Cost of learning to drive

With learning to drive identified to be the top coming-of-age moment for UK teenagers by National Citizen Service (NCS), Marmalade – the leading provider of cars and insurance for young drivers – has conducted research which highlights, despite reports claiming young people are being priced off the road, learning to drive is achievable and affordable if parents start saving early.

Marmalade has revealed the potential financial investment to take a young person from novice to fully-qualified is £1,625, which amounts to £95 per annum (around £8 per month) from when a child is born until they reach the legal driving age of 17 years-old.
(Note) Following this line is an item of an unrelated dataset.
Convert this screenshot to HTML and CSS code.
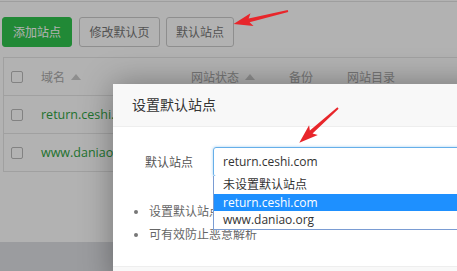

Crispin Moger, CEO for Marmalade commented, ‘There is a huge pressure on parents to save funds for their children’s future, for example university fees, weddings and so on. Very rarely do we see parents considering the full cost of learning to drive until about two to three years before the milestone hits, which then becomes a massive financial blow.’

Last year it was reported that many teenagers are not learning to drive with new figures showing that the number has fallen 28% in a decade. Experts put the decline down to the rising cost of university, as the trend towards fewer sixth formers learning to drive coincides with tuition fees rising to £9,000 a year.

Crispin concluded, ‘Learning to drive is of course going to cost money, so our advice to parents is be realistic and start saving as early on as possible to prevent any financial burden. If prepared, learning to drive can be cheaper than a monthly takeaway or round of drinks.’